For purposes of preparing a well for the production of oil or gas, at least one perforating gun may be deployed into the well via a conveyance mechanism, such as a wireline, slickline or a coiled tubing string. The shaped charges of the perforating gun(s) are fired when the gun(s) are appropriately positioned to perforate a casing of the well and form perforating tunnels into the surrounding formation. Additional operations may be performed in the well to increase the well's permeability, such as well stimulation operations and operations that involve hydraulic fracturing. The above-described perforating and stimulation operations may be performed in multiple stages of the well.

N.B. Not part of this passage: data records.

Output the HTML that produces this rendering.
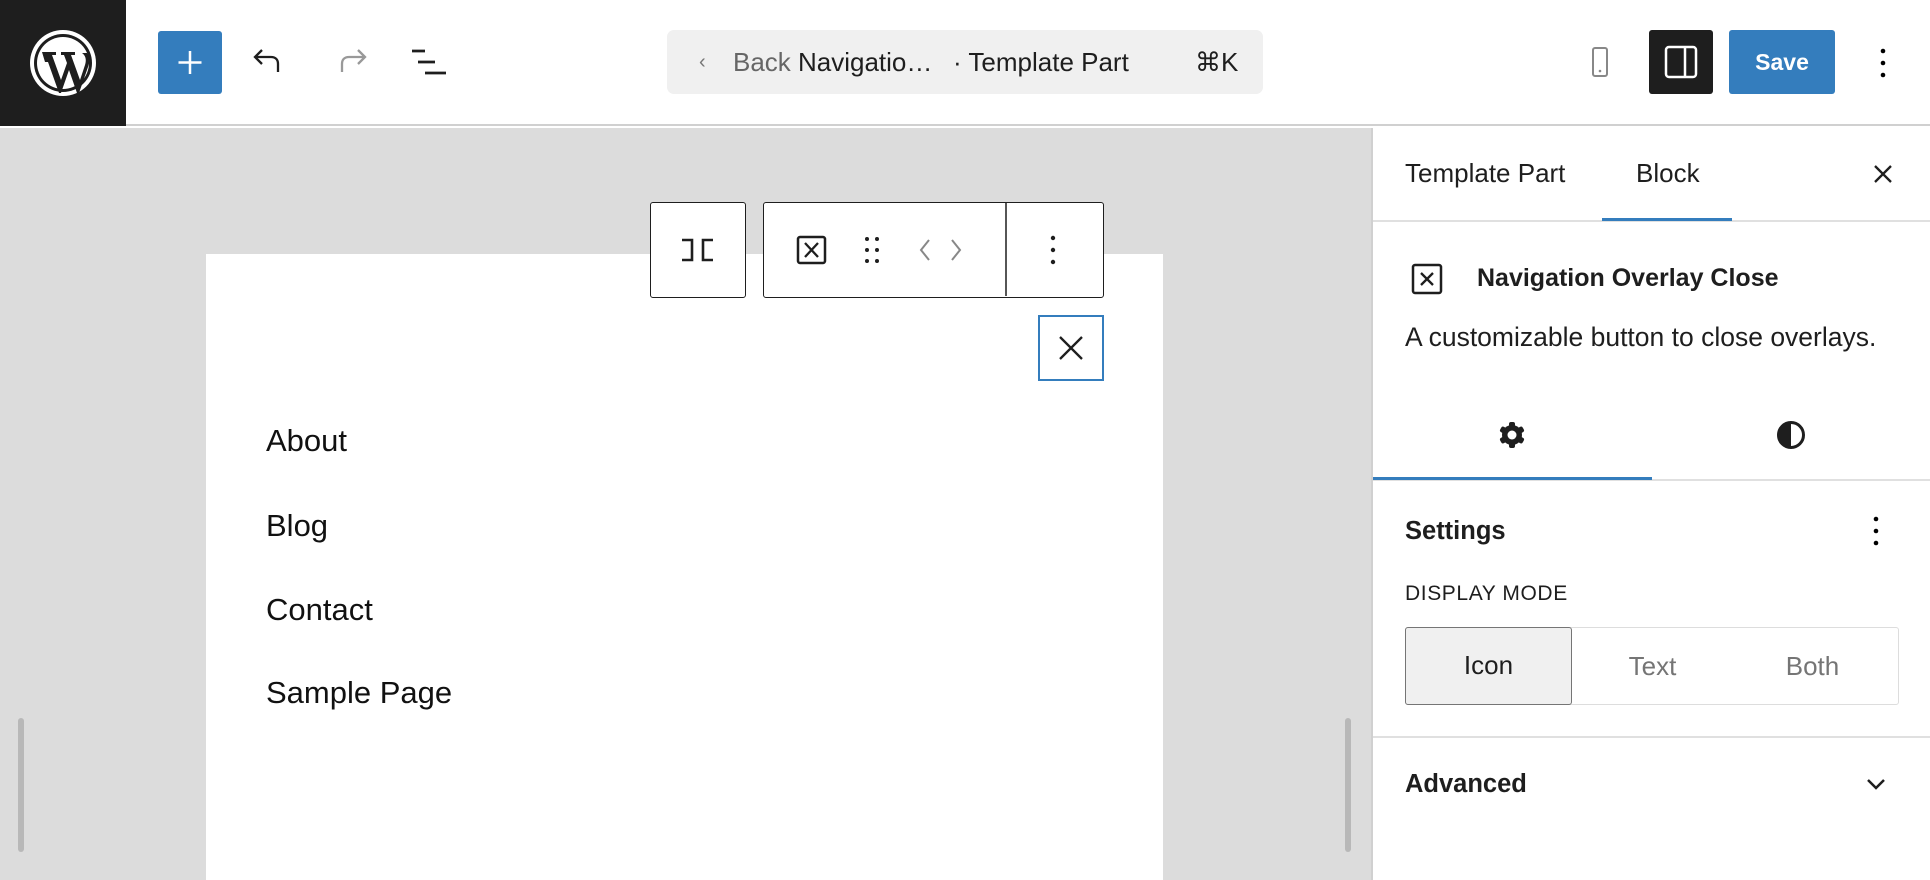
<!DOCTYPE html>
<html><head><meta charset="utf-8"><style>
*{box-sizing:border-box;margin:0;padding:0}
body{width:1930px;height:880px;overflow:hidden;background:#fff;font-family:"Liberation Sans",sans-serif;color:#1e1e1e;position:relative}
.a{position:absolute}
.top{left:0;top:0;width:1930px;height:126px;background:#fff;border-bottom:2px solid #d0d0d0}
.logo{left:0;top:0;width:126px;height:126px;background:#1e1e1e}
.plus{left:158px;top:31px;width:64px;height:63px;background:#347dbd;border-radius:3px}
.cmd{left:667px;top:30px;width:596px;height:64px;background:#f0f0f0;border-radius:7px;font-size:26px;line-height:64px}
.canvas{left:0;top:128px;width:1371px;height:752px;background:#dcdcdc}
.page{left:206px;top:254px;width:957px;height:626px;background:#fff}
.tb{border:1.5px solid #1e1e1e;border-radius:3px;background:#fff}
.menu{left:266px;font-size:31px;color:#111}
.side{left:1371px;top:128px;width:559px;height:752px;background:#fff;border-left:2px solid #d0d0d0}
.st{font-size:26px}
.sb{background:#b8b8b8;border-radius:3px;width:6px}
</style></head><body>
<div class="a top"></div>
<div class="a logo"><svg width="126" height="126" viewBox="0 0 126 126"><circle cx="63" cy="63" r="33" fill="#fff"/><circle cx="63" cy="63" r="29" fill="#1e1e1e"/><circle cx="63" cy="63" r="26" fill="#fff"/><path d="M42 52h14v3h-4l9 25 6-17-3-8h-3v-3h14v3h-4l9 25 5-15c2-6 0-10-3-12h5c3 4 3 9 1 14l-9 26h-2l-8-23-8 23h-2l-11-31h-3z" fill="#1e1e1e"/></svg></div>
<div class="a plus"><svg width="64" height="63"><path d="M32 20v23M20.5 31.5h23" stroke="#fff" stroke-width="2.5"/></svg></div>
<svg class="a" style="left:252px;top:46px" width="36" height="32"><path d="M10 4L3 11l7 7M3 11h16c5 0 7 3 7 7v8" fill="none" stroke="#1e1e1e" stroke-width="2.3"/></svg>
<svg class="a" style="left:332px;top:46px" width="36" height="32"><path d="M26 4l7 7-7 7M33 11H17c-5 0-7 3-7 7v8" fill="none" stroke="#999" stroke-width="2.3"/></svg>
<svg class="a" style="left:410px;top:48px" width="40" height="30"><path d="M2 3h13M8 14h17M15 25h21" stroke="#1e1e1e" stroke-width="2.8"/></svg>
<div class="a cmd"><span class="a" style="left:32px;color:#777;font-size:20px">‹</span><span class="a" style="left:66px;color:#666">Back</span><span class="a" style="left:131px;color:#1e1e1e">Navigatio…</span><span class="a" style="left:286px;color:#1e1e1e">· Template Part</span><span class="a" style="left:528px;color:#1e1e1e">⌘K</span></div>
<svg class="a" style="left:1588px;top:46px" width="24" height="34"><rect x="5" y="2" width="14" height="28" rx="2" fill="none" stroke="#888" stroke-width="2"/><circle cx="12" cy="25" r="1.3" fill="#888"/></svg>
<div class="a" style="left:1649px;top:30px;width:64px;height:64px;background:#1e1e1e;border-radius:3px"><svg width="64" height="64"><rect x="17" y="17" width="30" height="30" rx="3" fill="none" stroke="#fff" stroke-width="2.5"/><path d="M36 17v30" stroke="#fff" stroke-width="2.5"/></svg></div>
<div class="a" style="left:1729px;top:30px;width:106px;height:64px;background:#347dbd;border-radius:3px;color:#fff;font-weight:bold;font-size:23px;line-height:64px;text-align:center">Save</div>
<svg class="a" style="left:1877px;top:46px" width="12" height="34"><circle cx="6" cy="5" r="2.3"/><circle cx="6" cy="17" r="2.3"/><circle cx="6" cy="29" r="2.3"/></svg>

<div class="a canvas"></div>
<div class="a page"></div>
<div class="a sb" style="left:18px;top:718px;height:134px"></div>
<div class="a sb" style="left:1345px;top:718px;height:134px"></div>
<div class="a tb" style="left:650px;top:202px;width:96px;height:96px"><svg width="93" height="93"><path d="M31 37h10v20h-10M62 37h-10v20h10" fill="none" stroke="#1e1e1e" stroke-width="2.6"/></svg></div>
<div class="a tb" style="left:763px;top:202px;width:341px;height:96px">
<svg class="a" style="left:0;top:0" width="340" height="93"><rect x="34" y="34" width="27" height="26" rx="2" fill="none" stroke="#1e1e1e" stroke-width="2.5"/><path d="M41 40l13 14M54 40L41 54" stroke="#1e1e1e" stroke-width="2.3"/>
<g fill="#1e1e1e"><circle cx="103" cy="36" r="2"/><circle cx="113" cy="36" r="2"/><circle cx="103" cy="47" r="2"/><circle cx="113" cy="47" r="2"/><circle cx="103" cy="58" r="2"/><circle cx="113" cy="58" r="2"/></g>
<path d="M165 37l-8 10 8 10M188 37l8 10-8 10" fill="none" stroke="#888" stroke-width="2"/>
<path d="M242 0v93" stroke="#1e1e1e" stroke-width="1.5"/>
<g fill="#1e1e1e"><circle cx="289" cy="35" r="2.2"/><circle cx="289" cy="47" r="2.2"/><circle cx="289" cy="59" r="2.2"/></g></svg></div>
<div class="a" style="left:1038px;top:315px;width:66px;height:66px;border:2px solid #347dbd;background:#fff"><svg width="62" height="62"><path d="M20 20l22 22M42 20L20 42" stroke="#1e1e1e" stroke-width="2.3"/></svg></div>
<div class="a menu" style="top:423px">About</div>
<div class="a menu" style="top:508px">Blog</div>
<div class="a menu" style="top:592px">Contact</div>
<div class="a menu" style="top:675px">Sample Page</div>

<div class="a side"></div>
<div class="a st" style="left:1405px;top:158px">Template Part</div>
<div class="a st" style="left:1636px;top:158px">Block</div>
<svg class="a" style="left:1871px;top:162px" width="24" height="24"><path d="M4 4l16 16M20 4L4 20" stroke="#1e1e1e" stroke-width="2.3"/></svg>
<div class="a" style="left:1373px;top:220px;width:557px;height:2px;background:#e0e0e0"></div>
<div class="a" style="left:1602px;top:218px;width:130px;height:3px;background:#347dbd"></div>
<svg class="a" style="left:1410px;top:262px" width="34" height="34"><rect x="3" y="3" width="28" height="28" rx="2" fill="none" stroke="#1e1e1e" stroke-width="2.5"/><path d="M11 11l12 12M23 11L11 23" stroke="#1e1e1e" stroke-width="2.3"/></svg>
<div class="a" style="left:1477px;top:264px;font-weight:bold;font-size:25px">Navigation Overlay Close</div>
<div class="a" style="left:1405px;top:322px;font-size:26.5px">A customizable button to close overlays.</div>
<svg class="a" style="left:1496px;top:419px" width="32" height="32"><g fill="#1e1e1e"><circle cx="16" cy="16" r="10"/><rect x="13" y="3" width="6" height="26" rx="2"/><rect x="13" y="3" width="6" height="26" rx="2" transform="rotate(60 16 16)"/><rect x="13" y="3" width="6" height="26" rx="2" transform="rotate(-60 16 16)"/></g><circle cx="16" cy="16" r="4.5" fill="#fff"/></svg>
<svg class="a" style="left:1775px;top:419px" width="32" height="32"><circle cx="16" cy="16" r="12.5" fill="none" stroke="#1e1e1e" stroke-width="3"/><path d="M16 3a13 13 0 0 0 0 26z" fill="#1e1e1e"/></svg>
<div class="a" style="left:1373px;top:479px;width:557px;height:2px;background:#e0e0e0"></div>
<div class="a" style="left:1373px;top:477px;width:279px;height:3px;background:#347dbd"></div>
<div class="a" style="left:1405px;top:517px;font-weight:bold;font-size:25.5px">Settings</div>
<svg class="a" style="left:1870px;top:514px" width="12" height="34"><circle cx="6" cy="5" r="2.3"/><circle cx="6" cy="17" r="2.3"/><circle cx="6" cy="29" r="2.3"/></svg>
<div class="a" style="left:1405px;top:582px;font-size:21px;letter-spacing:.6px">DISPLAY MODE</div>
<div class="a" style="left:1405px;top:627px;width:494px;height:78px;border:1.5px solid #ddd;border-radius:3px"></div>
<div class="a" style="left:1405px;top:627px;width:167px;height:78px;border:1.5px solid #757575;border-radius:3px;background:#f0f0f0;text-align:center;line-height:75px;font-size:26px">Icon</div>
<div class="a" style="left:1580px;top:627px;width:145px;line-height:78px;text-align:center;font-size:26px;color:#757575">Text</div>
<div class="a" style="left:1740px;top:627px;width:145px;line-height:78px;text-align:center;font-size:26px;color:#757575">Both</div>
<div class="a" style="left:1373px;top:736px;width:557px;height:2px;background:#e0e0e0"></div>
<div class="a" style="left:1405px;top:770px;font-weight:bold;font-size:25.5px">Advanced</div>
<svg class="a" style="left:1864px;top:776px" width="24" height="16"><path d="M4 4l8 8 8-8" fill="none" stroke="#1e1e1e" stroke-width="2.5"/></svg>
</body></html>
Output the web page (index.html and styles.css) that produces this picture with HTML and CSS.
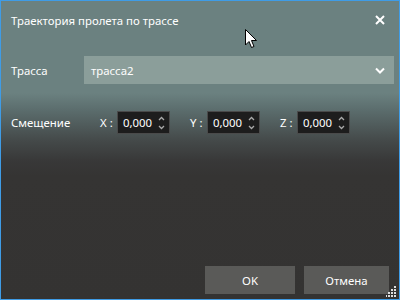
FILE: index.html
```html
<!DOCTYPE html>
<html lang="ru">
<head>
<meta charset="utf-8">
<link rel="stylesheet" href="styles.css">
</head>
<body>
<div class="window">
  <div class="titlebar">
    <span class="title">Траектория пролета по трассе</span>
    <svg class="close" width="10" height="10" viewBox="0 0 10 10"><path d="M1 1 L9 9 M9 1 L1 9" stroke="#fff" stroke-width="2"/></svg>
  </div>
  <div class="content">
    <div class="row route">
      <span class="label">Трасса</span>
      <div class="combo">
        <span>трасса2</span>
        <svg width="10" height="7" viewBox="0 0 10 7"><path d="M1 1.5 L5 5.5 L9 1.5" stroke="#fff" stroke-width="2" fill="none"/></svg>
      </div>
    </div>
    <div class="row offset">
      <span class="label">Смещение</span>
      <div class="coord">
        <span class="axis">X :</span>
        <div class="spin"><span>0,000</span><svg width="7" height="18" viewBox="0 0 7 18"><path d="M1 6 L3.5 3.5 L6 6" stroke="#aaa" stroke-width="1.3" fill="none"/><path d="M1 12 L3.5 14.5 L6 12" stroke="#aaa" stroke-width="1.3" fill="none"/></svg></div>
      </div>
      <div class="coord">
        <span class="axis">Y :</span>
        <div class="spin"><span>0,000</span><svg width="7" height="18" viewBox="0 0 7 18"><path d="M1 6 L3.5 3.5 L6 6" stroke="#aaa" stroke-width="1.3" fill="none"/><path d="M1 12 L3.5 14.5 L6 12" stroke="#aaa" stroke-width="1.3" fill="none"/></svg></div>
      </div>
      <div class="coord">
        <span class="axis">Z :</span>
        <div class="spin"><span>0,000</span><svg width="7" height="18" viewBox="0 0 7 18"><path d="M1 6 L3.5 3.5 L6 6" stroke="#aaa" stroke-width="1.3" fill="none"/><path d="M1 12 L3.5 14.5 L6 12" stroke="#aaa" stroke-width="1.3" fill="none"/></svg></div>
      </div>
    </div>
  </div>
  <div class="footer">
    <button class="btn">OK</button>
    <button class="btn">Отмена</button>
  </div>
  <svg class="grip" width="11" height="11" viewBox="0 0 11 11" fill="#ddd">
    <rect x="8" y="0" width="2" height="2"/>
    <rect x="5" y="3" width="2" height="2"/><rect x="8" y="3" width="2" height="2"/>
    <rect x="2" y="6" width="2" height="2"/><rect x="5" y="6" width="2" height="2"/><rect x="8" y="6" width="2" height="2"/>
    <rect x="-1" y="9" width="2" height="2"/><rect x="2" y="9" width="2" height="2"/><rect x="5" y="9" width="2" height="2"/><rect x="8" y="9" width="2" height="2"/>
  </svg>
  <svg class="cursor" width="13" height="20" viewBox="0 0 13 20"><path d="M0.5 0.5 L0.5 16 L4 12.5 L6.5 18.5 L9 17.5 L6.5 11.5 L11.5 11.5 Z" fill="#fff" stroke="#000" stroke-width="1"/></svg>
</div>
</body>
</html>
```
FILE: styles.css
```css
* { box-sizing: border-box; }
body { margin: 0; font-family: "Noto Sans", "Open Sans", sans-serif; color: #fff; }
.window {
  position: relative;
  width: 400px; height: 300px;
  border: 1px solid #3f9ce6;
  background: linear-gradient(to bottom, #6b8180 0px, #6b8180 92px, #5c6e6e 108px, #444949 140px, #383838 160px, #353433 175px, #343332 300px);
  display: flex; flex-direction: column;
  font-size: 11.4px;
}
.titlebar {
  height: 40px;
  display: flex; align-items: center; justify-content: space-between;
  padding: 0 14px 2px 10px;
}
.title { font-size: 11.4px; }
.content { flex: 1; padding: 15px 5px 0 10px; }
.row { display: flex; align-items: center; }
.route { height: 28px; }
.label { width: 73px; }
.combo {
  flex: 1; height: 28px;
  background: #8b9e9a;
  display: flex; align-items: center; justify-content: space-between;
  padding: 0 9px 0 7px;
}
.offset { margin-top: 27px; height: 23px; }
.offset .label { width: 89px; }
.coord { display: flex; align-items: center; margin-right: 20px; }
.axis { width: 17px; }
.spin {
  width: 53px; height: 23px;
  background: #1d1d1d;
  border: 1px solid #4a4a4a;
  display: flex; align-items: center; justify-content: space-between;
  padding: 0 4px 0 5px;
}
.footer {
  display: flex; justify-content: flex-end; gap: 9px;
  padding: 0 10px 5px 0;
}
.btn {
  width: 90px; height: 28px;
  background: #5a5a58;
  border: none; color: #fff;
  font-family: inherit; font-size: 11.4px;
}
.btn + .btn { width: 85px; }
.grip { position: absolute; right: 2px; bottom: 2px; }
.cursor { position: absolute; left: 244px; top: 28px; }
```
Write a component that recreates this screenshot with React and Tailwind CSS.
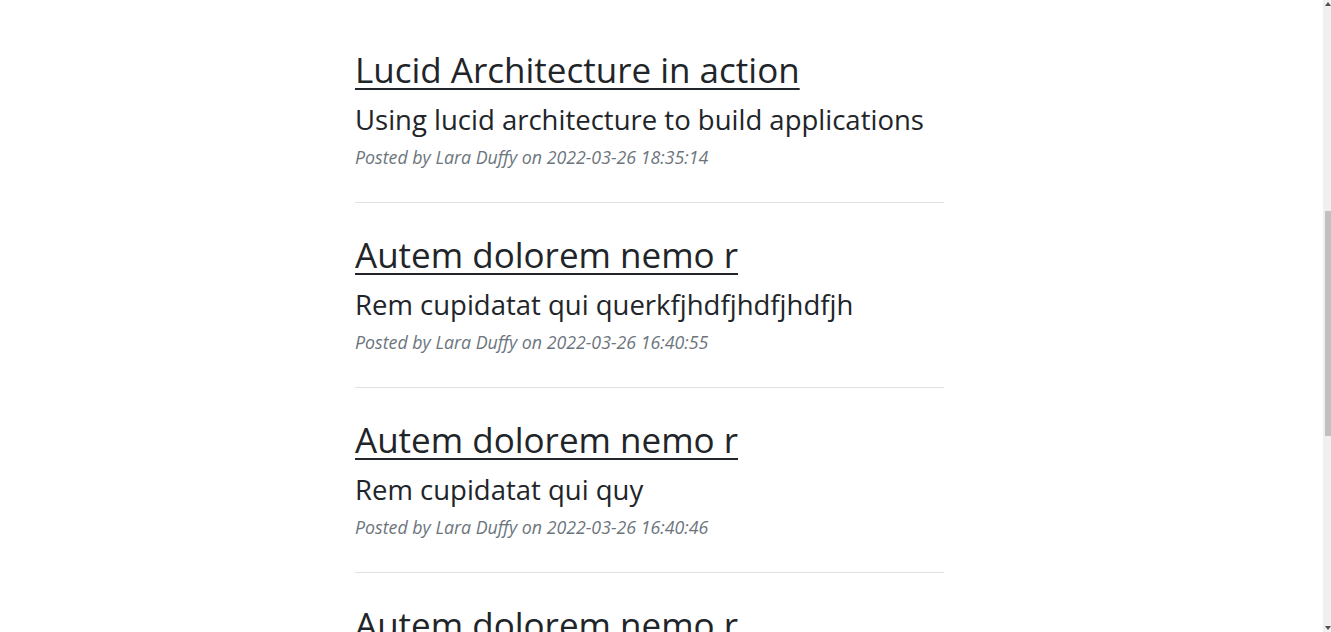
const posts = [
  {
    title: "Lucid Architecture in action",
    subtitle: "Using lucid architecture to build applications",
    date: "2022-03-26 18:35:14",
  },
  {
    title: "Autem dolorem nemo r",
    subtitle: "Rem cupidatat qui querkfjhdfjhdfjhdfjh",
    date: "2022-03-26 16:40:55",
  },
  {
    title: "Autem dolorem nemo r",
    subtitle: "Rem cupidatat qui quy",
    date: "2022-03-26 16:40:46",
  },
  {
    title: "Autem dolorem nemo r",
    subtitle: "Rem cupidatat qui quy",
    date: "2022-03-26 16:40:31",
  },
];

function PostPreview({ post }) {
  return (
    <div>
      <a href="#" className="block">
        <h2 className="text-[35px] leading-[44px] font-medium text-[#212529] underline decoration-2 underline-offset-[5px]">
          {post.title}
        </h2>
        <h3 className="mt-[11px] text-[27.5px] leading-[34px] font-medium text-[#212529]">
          {post.subtitle}
        </h3>
      </a>
      <p className="mt-[8px] text-[17.8px] leading-[24px] italic text-[#6c757d]">
        Posted by Lara Duffy on {post.date}
      </p>
      <hr className="mt-[33px] mb-[30px] border-t border-[#dee2e6]" />
    </div>
  );
}

export default function App() {
  return (
    <div className="flex h-[632px] w-full overflow-hidden bg-white" style={{ fontFamily: '"Open Sans", "Noto Sans", sans-serif' }}>
      <main className="flex-1 pt-[48px]">
        <div className="ml-[355px] w-[589px]">
          {posts.map((post, i) => (
            <PostPreview key={i} post={post} />
          ))}
        </div>
      </main>
      <div className="flex w-[8px] flex-col items-end bg-[#f0f0f0]">
        <div className="mt-[2px] h-0 w-0 border-x-[3px] border-b-[4px] border-x-transparent border-b-[#505050]" />
        <div className="mt-[205px] h-[225px] w-[6px] bg-[#c1c1c1]" />
        <div className="mt-auto mb-[2px] h-0 w-0 border-x-[3px] border-t-[4px] border-x-transparent border-t-[#505050]" />
      </div>
    </div>
  );
}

The above-described operations may be performed by actuating one or more downhole tools (perforating guns, sleeve valves, and so forth). A given downhole tool may be actuated using a wide variety of techniques, such dropping a ball into the well sized for a seat of the tool; running another tool into the well on a conveyance mechanism to mechanically shift or inductively communicate with the tool to be actuated; pressurizing a control line; and so forth.
In an example implementation, a technique that is usable with a well includes deploying a segmented ring assembly in the well; and disposing the segmented ring assembly between a first element fixed in place in the well and a second unfixed element. The technique includes using the second element to compress the assembly to produce radially and tangentially acting forces on segments of the assembly.
In another example implementation, an apparatus that is usable with a well includes arcuate-shaped segments. The segments are adapted to form a ring downhole in the well; and the segments are adapted to, in response to being compressed between two elements in the well, produce radial and tangentially acting forces to form metal-to-metal fluid seals between the segments.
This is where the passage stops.